In Canada, academics Naomi Nichols and Jessica Braimoh found that “institutionally co-ordinated links between policing and social housing produce street-involvement, street-homelessness, and a profound sense of exclusions” among minority youths living in Neighbourhood Improvement Areas in Toronto.

Moreover, in a study on community policing in Ottawa, Sulaimon Giwa, assistant professor of social work at Memorial University, questioned whether communities are able to meaningfully influence policy and practice in community policing models. If not, then community policing does not create change that empower residents to succeed.

Instead, community policing serves as a tool to market the police as friendly and approachable. Giwa also argued that the power differential between the police and the community members may result in further negative relations.

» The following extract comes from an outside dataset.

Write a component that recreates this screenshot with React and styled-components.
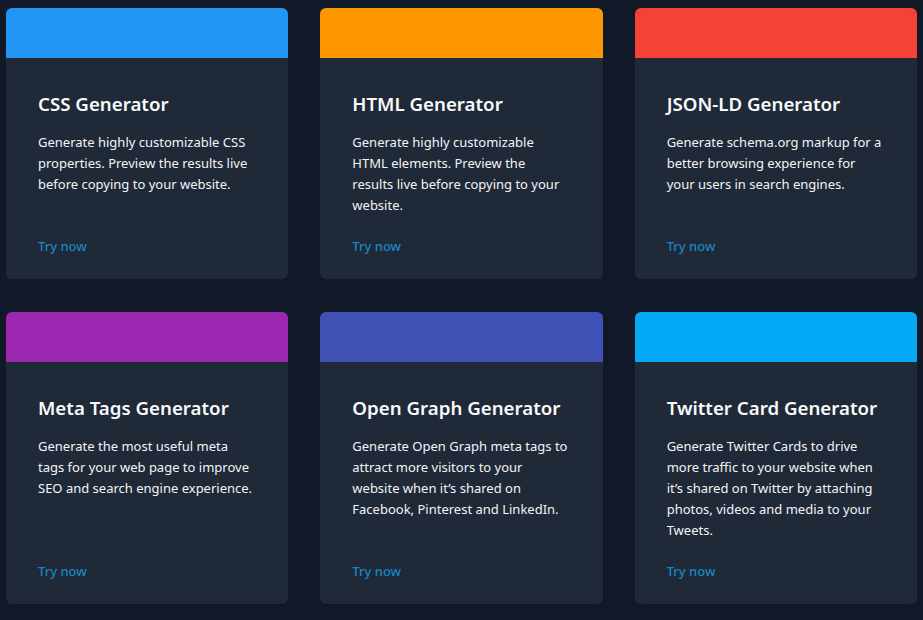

“Application of community policing as a means of improving police relations with racialized minorities and communities is disingenuous,” Giwa stated, “as its principles do not address the complexity of historical and colonial attitudes toward disenfranchised, racialized populations.”

“By glossing over embedded racial and ethnic inequities, community policing may be contributing to systems of dominance and hegemony in policing rather than working toward their eradication.”

In the end, community policing is still policing. It focuses on reporting and arrests and is dependent on officer discretion.

Criminology professor, Glen A. Ishoy, found in a study on police discretion that officers were often more concerned with supervisor expectations and subjective norms within the policing system than community expectations. This finding explains why neighbourhood policing ultimately fosters exclusion and reinforces inequality.

Ultimately, community building is important work that needs to be done. However, the question is, should this work be done by the police? Community building services may be better lead by individuals and organizations that do not operate under the umbrella of policing. They do not have a conflict of interest, allowing them to put the needs of the community first – as opposed to the regulations and expectations of the police force.

An expansion of policing into community spaces can negatively impact those who are the most marginalized. When the police enter everyday lives through community policing, we must ask ourselves: who is being watched and policed, and who is being protected?